> What the task requires: In the entries below, count every line containing "that". Return the number and nothing else.

Items listed in a dataset:
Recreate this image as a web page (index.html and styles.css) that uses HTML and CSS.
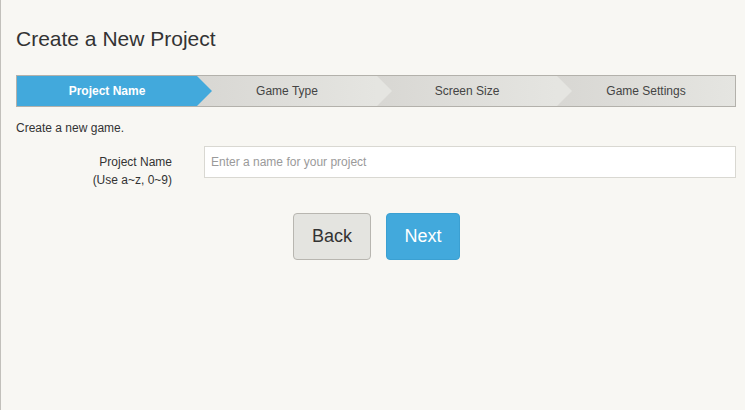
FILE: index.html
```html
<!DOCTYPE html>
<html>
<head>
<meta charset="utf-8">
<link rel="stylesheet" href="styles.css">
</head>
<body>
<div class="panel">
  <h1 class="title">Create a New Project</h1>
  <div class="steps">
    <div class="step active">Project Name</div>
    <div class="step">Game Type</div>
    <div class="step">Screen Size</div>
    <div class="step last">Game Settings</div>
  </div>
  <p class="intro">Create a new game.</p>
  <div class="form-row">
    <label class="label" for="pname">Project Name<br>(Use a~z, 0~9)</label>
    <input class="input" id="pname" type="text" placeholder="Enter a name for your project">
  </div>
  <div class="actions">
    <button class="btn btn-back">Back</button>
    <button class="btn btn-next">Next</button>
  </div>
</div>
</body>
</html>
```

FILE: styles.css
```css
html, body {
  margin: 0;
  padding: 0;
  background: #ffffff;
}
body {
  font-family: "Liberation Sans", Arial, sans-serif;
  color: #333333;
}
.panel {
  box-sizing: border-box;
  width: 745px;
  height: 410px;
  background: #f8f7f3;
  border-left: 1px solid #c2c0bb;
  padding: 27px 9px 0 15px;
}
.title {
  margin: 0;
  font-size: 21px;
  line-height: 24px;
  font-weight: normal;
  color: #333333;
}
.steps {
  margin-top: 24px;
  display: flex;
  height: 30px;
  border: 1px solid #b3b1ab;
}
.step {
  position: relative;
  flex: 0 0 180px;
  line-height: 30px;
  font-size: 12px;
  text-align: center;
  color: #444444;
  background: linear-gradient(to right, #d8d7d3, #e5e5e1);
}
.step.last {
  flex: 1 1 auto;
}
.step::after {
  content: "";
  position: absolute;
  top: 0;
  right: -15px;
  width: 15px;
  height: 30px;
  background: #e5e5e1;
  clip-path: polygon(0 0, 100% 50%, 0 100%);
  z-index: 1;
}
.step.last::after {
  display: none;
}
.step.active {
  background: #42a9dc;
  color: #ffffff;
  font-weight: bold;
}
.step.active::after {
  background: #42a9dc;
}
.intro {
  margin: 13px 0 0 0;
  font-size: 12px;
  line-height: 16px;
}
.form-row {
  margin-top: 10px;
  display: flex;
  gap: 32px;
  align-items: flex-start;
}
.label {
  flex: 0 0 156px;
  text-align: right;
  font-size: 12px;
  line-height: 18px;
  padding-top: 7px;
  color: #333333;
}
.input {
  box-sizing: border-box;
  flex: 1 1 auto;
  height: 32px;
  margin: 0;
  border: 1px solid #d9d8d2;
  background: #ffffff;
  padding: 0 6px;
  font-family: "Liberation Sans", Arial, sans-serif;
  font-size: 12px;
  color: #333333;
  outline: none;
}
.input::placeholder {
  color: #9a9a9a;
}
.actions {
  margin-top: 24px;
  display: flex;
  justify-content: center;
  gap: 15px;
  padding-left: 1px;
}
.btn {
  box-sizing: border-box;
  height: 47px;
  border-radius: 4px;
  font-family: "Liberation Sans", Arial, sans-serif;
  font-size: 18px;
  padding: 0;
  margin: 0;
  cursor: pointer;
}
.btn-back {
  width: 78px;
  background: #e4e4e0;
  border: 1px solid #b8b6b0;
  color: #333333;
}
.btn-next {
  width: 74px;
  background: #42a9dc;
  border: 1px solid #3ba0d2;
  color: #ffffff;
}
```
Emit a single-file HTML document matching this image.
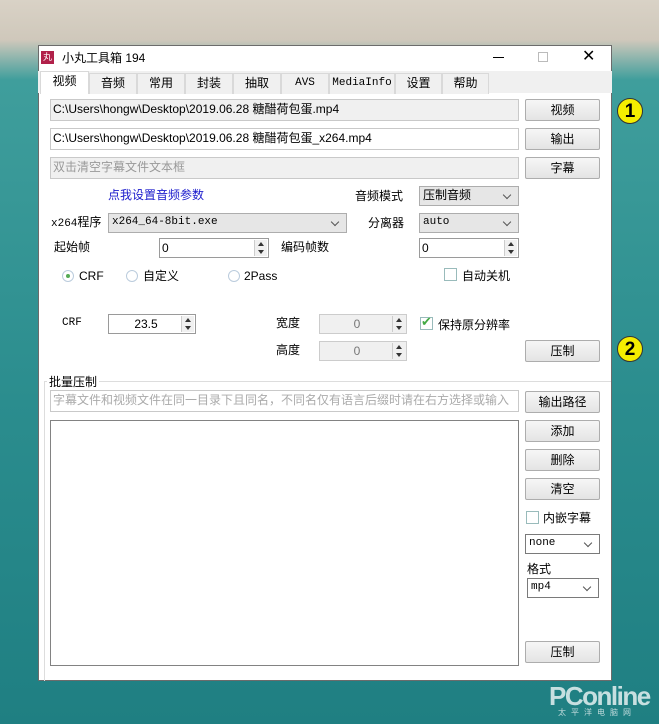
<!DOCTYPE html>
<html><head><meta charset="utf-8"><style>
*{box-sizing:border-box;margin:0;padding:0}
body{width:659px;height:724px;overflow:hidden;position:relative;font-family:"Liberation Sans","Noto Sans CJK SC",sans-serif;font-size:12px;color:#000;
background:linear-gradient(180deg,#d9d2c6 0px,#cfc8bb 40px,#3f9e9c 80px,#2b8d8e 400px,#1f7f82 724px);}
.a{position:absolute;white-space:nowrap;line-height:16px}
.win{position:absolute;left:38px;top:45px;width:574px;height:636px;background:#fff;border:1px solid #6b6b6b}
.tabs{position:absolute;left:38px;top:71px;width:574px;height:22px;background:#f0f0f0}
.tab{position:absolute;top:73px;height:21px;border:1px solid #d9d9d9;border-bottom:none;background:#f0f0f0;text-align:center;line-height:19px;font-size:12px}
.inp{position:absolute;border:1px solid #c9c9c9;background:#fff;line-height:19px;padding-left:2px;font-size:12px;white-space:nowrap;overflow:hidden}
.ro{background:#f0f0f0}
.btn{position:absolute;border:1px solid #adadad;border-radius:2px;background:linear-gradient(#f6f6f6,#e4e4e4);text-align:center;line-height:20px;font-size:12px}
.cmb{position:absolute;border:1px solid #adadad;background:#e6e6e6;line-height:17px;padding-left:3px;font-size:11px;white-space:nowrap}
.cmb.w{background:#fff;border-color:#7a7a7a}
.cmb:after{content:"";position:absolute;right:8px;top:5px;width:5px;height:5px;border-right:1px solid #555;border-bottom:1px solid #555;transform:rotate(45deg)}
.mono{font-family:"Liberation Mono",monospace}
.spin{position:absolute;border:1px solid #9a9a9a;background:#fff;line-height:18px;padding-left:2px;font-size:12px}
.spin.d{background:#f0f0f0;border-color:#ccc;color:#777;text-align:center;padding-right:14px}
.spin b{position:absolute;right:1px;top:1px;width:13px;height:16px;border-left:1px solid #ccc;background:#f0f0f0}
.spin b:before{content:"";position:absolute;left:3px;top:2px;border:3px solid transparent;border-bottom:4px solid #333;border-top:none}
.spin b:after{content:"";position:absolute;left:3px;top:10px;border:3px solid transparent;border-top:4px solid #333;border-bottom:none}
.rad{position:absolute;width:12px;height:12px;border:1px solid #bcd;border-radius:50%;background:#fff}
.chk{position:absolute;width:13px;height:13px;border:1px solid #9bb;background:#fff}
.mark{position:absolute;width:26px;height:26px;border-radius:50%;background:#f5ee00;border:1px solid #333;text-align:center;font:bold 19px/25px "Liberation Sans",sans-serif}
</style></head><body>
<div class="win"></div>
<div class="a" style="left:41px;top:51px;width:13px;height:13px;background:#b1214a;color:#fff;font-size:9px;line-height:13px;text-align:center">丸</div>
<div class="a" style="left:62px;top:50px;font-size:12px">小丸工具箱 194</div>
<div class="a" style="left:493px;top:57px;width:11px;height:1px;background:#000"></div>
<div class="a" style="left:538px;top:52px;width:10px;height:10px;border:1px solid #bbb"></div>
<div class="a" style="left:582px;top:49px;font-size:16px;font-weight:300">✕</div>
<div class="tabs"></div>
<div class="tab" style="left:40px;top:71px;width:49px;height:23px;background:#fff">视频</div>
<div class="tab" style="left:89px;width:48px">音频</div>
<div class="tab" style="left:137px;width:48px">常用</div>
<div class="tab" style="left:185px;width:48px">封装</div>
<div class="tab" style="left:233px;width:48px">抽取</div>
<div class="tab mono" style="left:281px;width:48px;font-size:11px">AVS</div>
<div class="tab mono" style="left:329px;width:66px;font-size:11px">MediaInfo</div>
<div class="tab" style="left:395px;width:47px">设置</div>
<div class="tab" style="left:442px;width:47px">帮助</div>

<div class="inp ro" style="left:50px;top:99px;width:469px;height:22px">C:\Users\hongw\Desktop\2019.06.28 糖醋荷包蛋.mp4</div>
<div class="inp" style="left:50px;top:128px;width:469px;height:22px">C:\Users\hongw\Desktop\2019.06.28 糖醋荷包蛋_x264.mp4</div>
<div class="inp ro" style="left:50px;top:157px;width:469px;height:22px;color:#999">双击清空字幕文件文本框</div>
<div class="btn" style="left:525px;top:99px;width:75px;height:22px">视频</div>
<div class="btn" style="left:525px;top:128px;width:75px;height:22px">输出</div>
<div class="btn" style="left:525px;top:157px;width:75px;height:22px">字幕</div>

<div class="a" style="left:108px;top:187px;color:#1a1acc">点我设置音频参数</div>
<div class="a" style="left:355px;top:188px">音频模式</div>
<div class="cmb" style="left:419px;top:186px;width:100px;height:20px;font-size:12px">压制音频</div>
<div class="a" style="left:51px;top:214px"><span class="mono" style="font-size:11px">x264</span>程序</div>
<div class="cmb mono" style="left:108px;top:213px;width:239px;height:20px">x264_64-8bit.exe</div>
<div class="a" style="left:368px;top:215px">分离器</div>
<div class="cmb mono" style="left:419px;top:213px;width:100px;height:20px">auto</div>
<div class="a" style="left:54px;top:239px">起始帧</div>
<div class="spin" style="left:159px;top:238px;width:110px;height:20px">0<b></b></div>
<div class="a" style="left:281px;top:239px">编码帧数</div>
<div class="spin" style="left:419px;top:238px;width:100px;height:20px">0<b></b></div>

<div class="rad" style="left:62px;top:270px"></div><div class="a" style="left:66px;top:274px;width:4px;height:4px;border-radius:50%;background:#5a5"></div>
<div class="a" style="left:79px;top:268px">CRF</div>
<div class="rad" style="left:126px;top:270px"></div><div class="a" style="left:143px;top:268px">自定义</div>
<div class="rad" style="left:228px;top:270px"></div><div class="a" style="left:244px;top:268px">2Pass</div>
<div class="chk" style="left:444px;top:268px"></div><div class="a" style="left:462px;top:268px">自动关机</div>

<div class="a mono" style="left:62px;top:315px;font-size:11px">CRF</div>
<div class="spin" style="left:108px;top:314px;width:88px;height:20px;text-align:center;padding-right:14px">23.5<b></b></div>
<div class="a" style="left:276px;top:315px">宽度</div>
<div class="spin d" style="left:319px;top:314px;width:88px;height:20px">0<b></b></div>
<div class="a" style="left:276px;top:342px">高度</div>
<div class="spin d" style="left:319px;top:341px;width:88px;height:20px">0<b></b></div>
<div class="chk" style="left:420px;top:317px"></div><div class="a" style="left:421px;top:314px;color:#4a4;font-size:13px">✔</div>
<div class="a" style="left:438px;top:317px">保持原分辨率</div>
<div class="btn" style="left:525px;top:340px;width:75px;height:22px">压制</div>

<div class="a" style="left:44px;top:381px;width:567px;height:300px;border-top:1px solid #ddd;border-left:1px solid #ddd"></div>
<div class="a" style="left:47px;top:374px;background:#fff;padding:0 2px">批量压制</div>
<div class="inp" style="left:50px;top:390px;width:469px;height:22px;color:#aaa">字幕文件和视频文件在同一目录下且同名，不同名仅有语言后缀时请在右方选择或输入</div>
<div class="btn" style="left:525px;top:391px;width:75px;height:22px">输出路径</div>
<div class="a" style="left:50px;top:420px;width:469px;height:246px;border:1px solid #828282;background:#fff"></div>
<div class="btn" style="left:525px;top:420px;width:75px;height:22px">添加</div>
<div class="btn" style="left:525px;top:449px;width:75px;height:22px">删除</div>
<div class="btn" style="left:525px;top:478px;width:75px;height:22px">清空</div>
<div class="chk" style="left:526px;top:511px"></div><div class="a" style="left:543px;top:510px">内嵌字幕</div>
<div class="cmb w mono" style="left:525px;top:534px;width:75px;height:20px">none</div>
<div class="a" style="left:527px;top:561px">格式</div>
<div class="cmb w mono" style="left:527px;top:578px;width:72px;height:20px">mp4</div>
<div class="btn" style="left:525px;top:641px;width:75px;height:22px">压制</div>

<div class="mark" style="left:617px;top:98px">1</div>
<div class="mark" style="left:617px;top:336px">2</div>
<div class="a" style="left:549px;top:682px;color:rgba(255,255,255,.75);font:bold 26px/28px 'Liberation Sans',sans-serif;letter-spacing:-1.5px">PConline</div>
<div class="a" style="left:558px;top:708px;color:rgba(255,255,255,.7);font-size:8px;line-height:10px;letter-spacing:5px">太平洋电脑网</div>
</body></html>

---

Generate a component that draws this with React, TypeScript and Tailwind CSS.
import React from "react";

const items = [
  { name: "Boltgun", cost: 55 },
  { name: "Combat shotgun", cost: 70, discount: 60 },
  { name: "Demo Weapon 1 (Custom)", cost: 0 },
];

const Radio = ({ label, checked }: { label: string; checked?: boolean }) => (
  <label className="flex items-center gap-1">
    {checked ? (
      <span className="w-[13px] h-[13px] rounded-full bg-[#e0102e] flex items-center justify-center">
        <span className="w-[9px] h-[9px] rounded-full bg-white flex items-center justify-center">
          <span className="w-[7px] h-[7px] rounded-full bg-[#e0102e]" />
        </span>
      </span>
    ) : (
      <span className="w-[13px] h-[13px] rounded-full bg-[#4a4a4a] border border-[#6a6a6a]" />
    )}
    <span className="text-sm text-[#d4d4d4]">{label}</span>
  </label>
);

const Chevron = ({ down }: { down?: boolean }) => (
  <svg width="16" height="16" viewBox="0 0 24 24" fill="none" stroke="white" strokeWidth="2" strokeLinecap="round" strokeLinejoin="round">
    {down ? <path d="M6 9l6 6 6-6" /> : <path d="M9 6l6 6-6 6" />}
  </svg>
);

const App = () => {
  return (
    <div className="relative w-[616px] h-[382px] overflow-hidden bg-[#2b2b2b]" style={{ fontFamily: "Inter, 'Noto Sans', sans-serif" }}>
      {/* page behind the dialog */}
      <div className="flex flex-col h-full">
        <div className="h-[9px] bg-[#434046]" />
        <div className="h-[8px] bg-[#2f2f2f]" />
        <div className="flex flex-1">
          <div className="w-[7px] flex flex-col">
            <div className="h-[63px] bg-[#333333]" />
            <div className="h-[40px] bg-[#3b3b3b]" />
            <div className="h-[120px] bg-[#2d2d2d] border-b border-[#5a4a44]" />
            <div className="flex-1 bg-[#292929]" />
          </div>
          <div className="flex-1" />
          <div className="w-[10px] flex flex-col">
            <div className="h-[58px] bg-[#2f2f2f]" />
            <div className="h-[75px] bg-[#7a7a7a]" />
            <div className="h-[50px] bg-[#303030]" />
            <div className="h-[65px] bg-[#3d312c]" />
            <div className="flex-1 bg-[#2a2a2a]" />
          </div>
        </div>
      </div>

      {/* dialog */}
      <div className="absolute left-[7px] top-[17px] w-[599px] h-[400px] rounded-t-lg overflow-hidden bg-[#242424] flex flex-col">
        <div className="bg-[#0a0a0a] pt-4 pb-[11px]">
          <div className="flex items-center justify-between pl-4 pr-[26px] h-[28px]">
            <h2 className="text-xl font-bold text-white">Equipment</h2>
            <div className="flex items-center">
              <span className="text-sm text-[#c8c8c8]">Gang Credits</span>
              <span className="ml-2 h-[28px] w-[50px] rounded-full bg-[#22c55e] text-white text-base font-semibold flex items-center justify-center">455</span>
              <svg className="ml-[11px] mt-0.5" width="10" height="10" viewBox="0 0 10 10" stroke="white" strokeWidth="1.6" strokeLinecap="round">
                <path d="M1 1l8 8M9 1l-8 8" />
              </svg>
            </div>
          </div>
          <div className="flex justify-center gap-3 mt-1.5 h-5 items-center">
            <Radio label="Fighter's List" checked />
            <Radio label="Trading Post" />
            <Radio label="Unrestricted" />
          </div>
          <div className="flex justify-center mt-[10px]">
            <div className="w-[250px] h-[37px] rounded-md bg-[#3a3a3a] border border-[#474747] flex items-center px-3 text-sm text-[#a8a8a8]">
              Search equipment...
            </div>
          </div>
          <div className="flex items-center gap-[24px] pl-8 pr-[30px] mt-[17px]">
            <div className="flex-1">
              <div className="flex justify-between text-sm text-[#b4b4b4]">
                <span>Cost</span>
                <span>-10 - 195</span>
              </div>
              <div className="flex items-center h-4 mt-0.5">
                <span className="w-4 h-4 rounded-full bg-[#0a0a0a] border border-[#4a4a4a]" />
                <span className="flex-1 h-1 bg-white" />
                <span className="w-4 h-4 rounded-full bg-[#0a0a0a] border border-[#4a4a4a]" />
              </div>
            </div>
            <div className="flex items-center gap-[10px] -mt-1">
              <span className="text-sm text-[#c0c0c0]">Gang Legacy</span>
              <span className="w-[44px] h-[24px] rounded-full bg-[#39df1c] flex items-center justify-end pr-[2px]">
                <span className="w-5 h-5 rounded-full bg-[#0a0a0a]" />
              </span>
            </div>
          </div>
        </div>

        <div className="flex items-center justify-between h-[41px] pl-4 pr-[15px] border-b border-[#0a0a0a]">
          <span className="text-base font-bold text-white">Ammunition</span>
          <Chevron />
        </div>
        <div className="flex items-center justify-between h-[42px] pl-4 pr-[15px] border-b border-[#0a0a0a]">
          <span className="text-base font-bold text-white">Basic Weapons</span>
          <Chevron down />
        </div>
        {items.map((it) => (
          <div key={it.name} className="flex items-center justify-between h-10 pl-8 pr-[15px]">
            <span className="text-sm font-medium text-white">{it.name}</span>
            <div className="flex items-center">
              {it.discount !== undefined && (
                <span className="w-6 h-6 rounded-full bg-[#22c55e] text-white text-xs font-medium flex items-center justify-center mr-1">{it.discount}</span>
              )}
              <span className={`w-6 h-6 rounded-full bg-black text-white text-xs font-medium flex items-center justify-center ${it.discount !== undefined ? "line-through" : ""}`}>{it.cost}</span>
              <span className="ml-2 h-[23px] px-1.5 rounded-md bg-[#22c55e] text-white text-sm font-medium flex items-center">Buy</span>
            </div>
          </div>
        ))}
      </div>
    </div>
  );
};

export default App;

> Output for this exercise: 2